Inspired by Nature is a themed Croak to entertain you with some of our favourite artwork based on nature and the outdoors. We hope it will stimulate you to get creative and produce something yourself. If you do and would like to share them with us, please post them on our Facebook page, Twitter account, or email us at info@froglife.org
This months feature has been written by Rebecca Neal our Conservation Youth Worker on the Peterborough Green Pathways project, funded by BBC Children in Need.
“It is interesting to contemplate an entangled bank, clothed with many plants of many kinds, with birds singing on the bushes, with various insects flitting about, and with worms crawling through the damp earth, and to reflect that these elaborately constructed forms, so different from each other, and dependent on each other in so complex a manner, have all been produced by laws acting around us … Thus, from the war of nature, from famine and death, the most exalted object which we are capable of conceiving, namely, the production of the higher animals, directly follows. There is grandeur in this view of life, with its several powers, having been originally breathed into a few forms or into one; and that, whilst this planet has gone cycling on according to the fixed law of gravity, from so simple a beginning endless forms most beautiful and most wonderful have been, and are being, evolved” On the Origin of Species by means of Natural Selection Charles Darwin 1859.
Since wildlife and the environment are my passion, I read a lot of books on the subject. I have also been thinking a lot about inspiring books, particularly for children, recently having just written a children’s story that hopefully Froglife will “publish” (see last month’s “Inspired by Nature”). Origin of Species is probably the most influential book I have read and I urge you to try it. Darwin’s style is very readable and I like how logically he puts his argument. The theory of evolution has itself evolved and some of the problems he highlights we can now explain or have new evidence that suggests an alternative way of thinking about it. However, the basic premise remains.
I particularly like this passage which comes right at the end of the book. It uses much more poetic language than the rest of the book and every time I read it, I can imagine standing next to, and contemplating such a bank. (The bank I imagine is usually in Devon as this is the part of the country I believe has the best hedges…ooh, I feel a hedge war coming on!) I also get a comedy image in my head of Darwin standing by the side of a road staring at a hedge with his finger on the side of his lips in a “hmm” kind of manner. Hares are giving him funny looks from the field next door. I feel I have Darwin’s approval whenever I find myself doing just this.

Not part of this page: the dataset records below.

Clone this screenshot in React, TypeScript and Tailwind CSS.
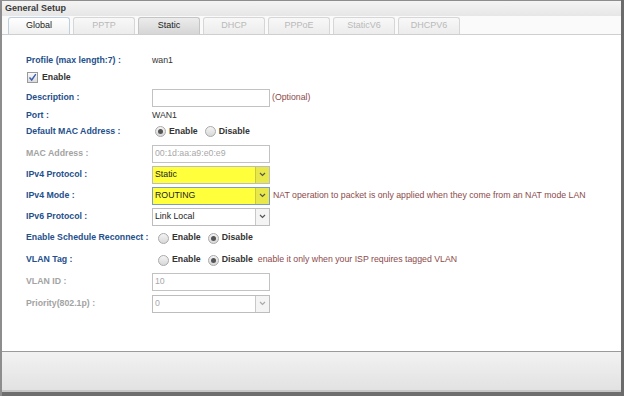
import React from "react";

const font = { fontFamily: '"Liberation Sans", Arial, sans-serif' };

function Label({ children, gray }: { children: React.ReactNode; gray?: boolean }) {
  return (
    <div
      className={`w-[126px] shrink-0 whitespace-nowrap font-bold text-[8.75px] ${gray ? "text-[#a3a3a3]" : "text-[#24508c]"}`}
    >
      {children}
    </div>
  );
}

function Radio({ checked }: { checked?: boolean }) {
  return (
    <span className="inline-flex h-[11px] w-[11px] items-center justify-center rounded-full border border-[#a9a9a9] bg-gradient-to-b from-[#f4f4f4] to-[#d8d8d8]">
      {checked && <span className="h-[5px] w-[5px] rounded-full bg-[#555]" />}
    </span>
  );
}

function RadioPair({ first, wide }: { first: boolean; wide?: boolean }) {
  return (
    <div className={`flex items-center text-[8.75px] font-bold text-[#333] ${wide ? "ml-[6px]" : "ml-[3px]"}`}>
      <Radio checked={first} />
      <span className="ml-[3px]">Enable</span>
      <span className="ml-[7px]" />
      <Radio checked={!first} />
      <span className="ml-[3px]">Disable</span>
    </div>
  );
}

function Select({
  value,
  yellow,
  focus,
  disabled,
}: {
  value: string;
  yellow?: boolean;
  focus?: boolean;
  disabled?: boolean;
}) {
  return (
    <div
      className={`flex h-[18px] w-[118px] border ${
        focus ? "border-[#7a9ccc]" : "border-[#bdbdbd]"
      } ${yellow ? "bg-[#ffff3c]" : "bg-white"}`}
    >
      <div
        className={`flex flex-1 items-center pl-[2px] text-[8.75px] ${
          disabled ? "text-[#aaa]" : "text-[#222]"
        }`}
      >
        {value}
      </div>
      <div
        className={`flex w-[14px] items-center justify-center border-l ${
          yellow ? "border-[#c9c940] bg-[#e8e84a]" : "border-[#c8c8c8] bg-[#f4f4f4]"
        }`}
      >
        <svg width="7" height="5" viewBox="0 0 7 5">
          <path
            d="M1 1 L3.5 3.5 L6 1"
            fill="none"
            stroke={disabled ? "#aaa" : "#555"}
            strokeWidth="1.2"
          />
        </svg>
      </div>
    </div>
  );
}

function Input({ value, gray }: { value?: string; gray?: boolean }) {
  return (
    <div
      className={`flex h-[18px] w-[118px] items-center border border-[#c2c2c2] bg-white pl-[2px] text-[8.75px] ${
        gray ? "text-[#a8a8a8]" : "text-[#222]"
      }`}
    >
      {value}
    </div>
  );
}

const tabs = [
  { name: "Global", kind: "active" },
  { name: "PPTP", kind: "off" },
  { name: "Static", kind: "sel" },
  { name: "DHCP", kind: "off" },
  { name: "PPPoE", kind: "off" },
  { name: "StaticV6", kind: "off" },
  { name: "DHCPV6", kind: "off" },
];

export default function App() {
  return (
    <div className="flex h-[396px] w-[624px] bg-[#6b6b6b]" style={font}>
      <div className="flex flex-1 flex-col border-l-2 border-t border-[#8d8d8d] bg-white">
        {/* title */}
        <div className="flex h-[15px] items-center bg-gradient-to-b from-[#f4f4f4] to-[#e6e6e6] pl-[3px] text-[9px] font-bold text-[#3a3a3a]">
          General Setup
        </div>
        {/* tabs */}
        <div className="flex h-[19px] items-end gap-[3px] border-b border-[#cfcfcf] bg-[#fafafa] pl-[6px]">
          {tabs.map((t) => (
            <div
              key={t.name}
              className={`flex h-[17px] w-[62px] items-center justify-center rounded-t-[3px] border border-b-0 text-[9px] ${
                t.kind === "active"
                  ? "border-[#bfcfe0] bg-gradient-to-b from-[#ffffff] to-[#f0f0f0] text-[#222]"
                  : t.kind === "sel"
                  ? "border-[#c4c4c4] bg-gradient-to-b from-[#ececec] to-[#d6d6d6] text-[#222]"
                  : "border-[#d6d6d6] bg-gradient-to-b from-[#f8f8f8] to-[#ececec] text-[#b9b9b9]"
              }`}
            >
              {t.name}
            </div>
          ))}
        </div>
        {/* content */}
        <div className="flex flex-1 flex-col pl-[24px] pt-[18px]">
          <div className="flex h-[16px] items-center">
            <Label>Profile (max length:7) :</Label>
            <span className="text-[8.75px] text-[#333]">wan1</span>
          </div>
          <div className="mt-[1px] flex h-[15px] items-center pl-[1px]">
            <span className="flex h-[11px] w-[11px] items-center justify-center border border-[#9a9a9a] bg-gradient-to-b from-[#fafafa] to-[#dcdcdc]">
              <svg width="9" height="9" viewBox="0 0 9 9">
                <path d="M1.5 4.5 L3.7 7 L7.8 1.2" fill="none" stroke="#3a5fb0" strokeWidth="1.4" />
              </svg>
            </span>
            <span className="ml-[4px] text-[8.75px] font-bold text-[#333]">Enable</span>
          </div>
          <div className="mt-[2px] flex h-[21px] items-center">
            <Label>Description :</Label>
            <Input />
            <span className="ml-[2px] text-[8.75px] text-[#8c4a4a]">(Optional)</span>
          </div>
          <div className="flex h-[15px] items-center">
            <Label>Port :</Label>
            <span className="text-[8.75px] text-[#333]">WAN1</span>
          </div>
          <div className="flex h-[17px] items-center">
            <Label>Default MAC Address :</Label>
            <RadioPair first={true} />
          </div>
          <div className="mt-[3px] flex h-[21px] items-center">
            <Label gray>MAC Address :</Label>
            <Input value="00:1d:aa:a9:e0:e9" gray />
          </div>
          <div className="flex h-[21px] items-center">
            <Label>IPv4 Protocol :</Label>
            <Select value="Static" yellow />
          </div>
          <div className="flex h-[21px] items-center">
            <Label>IPv4 Mode :</Label>
            <Select value="ROUTING" yellow focus />
            <span className="ml-[3px] text-[8.75px] text-[#8c4a4a]">
              NAT operation to packet is only applied when they come from an NAT mode LAN
            </span>
          </div>
          <div className="flex h-[21px] items-center">
            <Label>IPv6 Protocol :</Label>
            <Select value="Link Local" />
          </div>
          <div className="flex h-[22px] items-center">
            <Label>Enable Schedule Reconnect :</Label>
            <RadioPair first={false} wide />
          </div>
          <div className="flex h-[22px] items-center">
            <Label>VLAN Tag :</Label>
            <RadioPair first={false} wide />
            <span className="ml-[5px] text-[8.75px] text-[#8c4a4a]">
              enable it only when your ISP requires tagged VLAN
            </span>
          </div>
          <div className="flex h-[22px] items-center">
            <Label gray>VLAN ID :</Label>
            <Input value="10" gray />
          </div>
          <div className="flex h-[21px] items-center">
            <Label gray>Priority(802.1p) :</Label>
            <Select value="0" disabled />
          </div>
        </div>
        {/* footer */}
        <div className="h-[41px] border-t border-b-2 border-t-[#9a9a9a] border-b-[#c8c8c8] bg-gradient-to-b from-[#f2f2f2] to-[#e2e2e2]" />
        <div className="h-[4px] bg-[#6e6e6e]" />
      </div>
      <div className="w-[3px] bg-[#6b6b6b]" />
    </div>
  );
}
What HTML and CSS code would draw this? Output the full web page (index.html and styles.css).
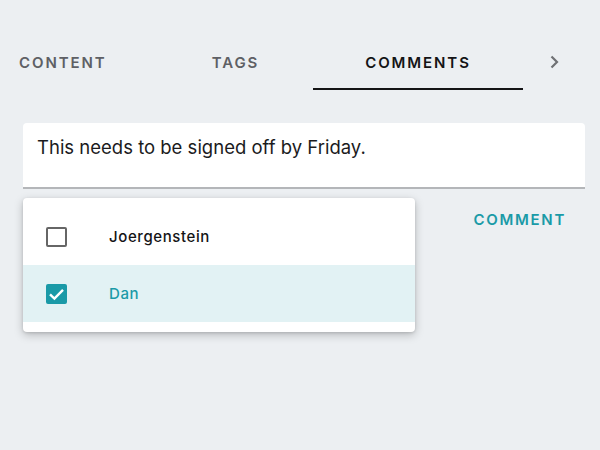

This week I was given an English lesson by a Year 3 child with selective mutism. We read a sentence together about frogs and she whispered in my ear that there were several adjectives in the sentence: frog’s legs were “long” and “stripy” and their skin was “wet”. I think this is what stands out in Darwin’s paragraph for me and makes the imagery so strong; the insects are “flitting”, the worms are “crawling” and the earth is “damp”. The bank is alive.
I like the bit about how living things are all different but follow the same basic laws and are dependent on each other in complex ways. To me, this suggests a lesson in how people should view each other and also how we should view the environment. We don’t know how losing species will affect how ecosystems work and yet we are losing species at an alarming rate. We all depend on functioning ecosystems and yet we are doing our best to ensure they don’t.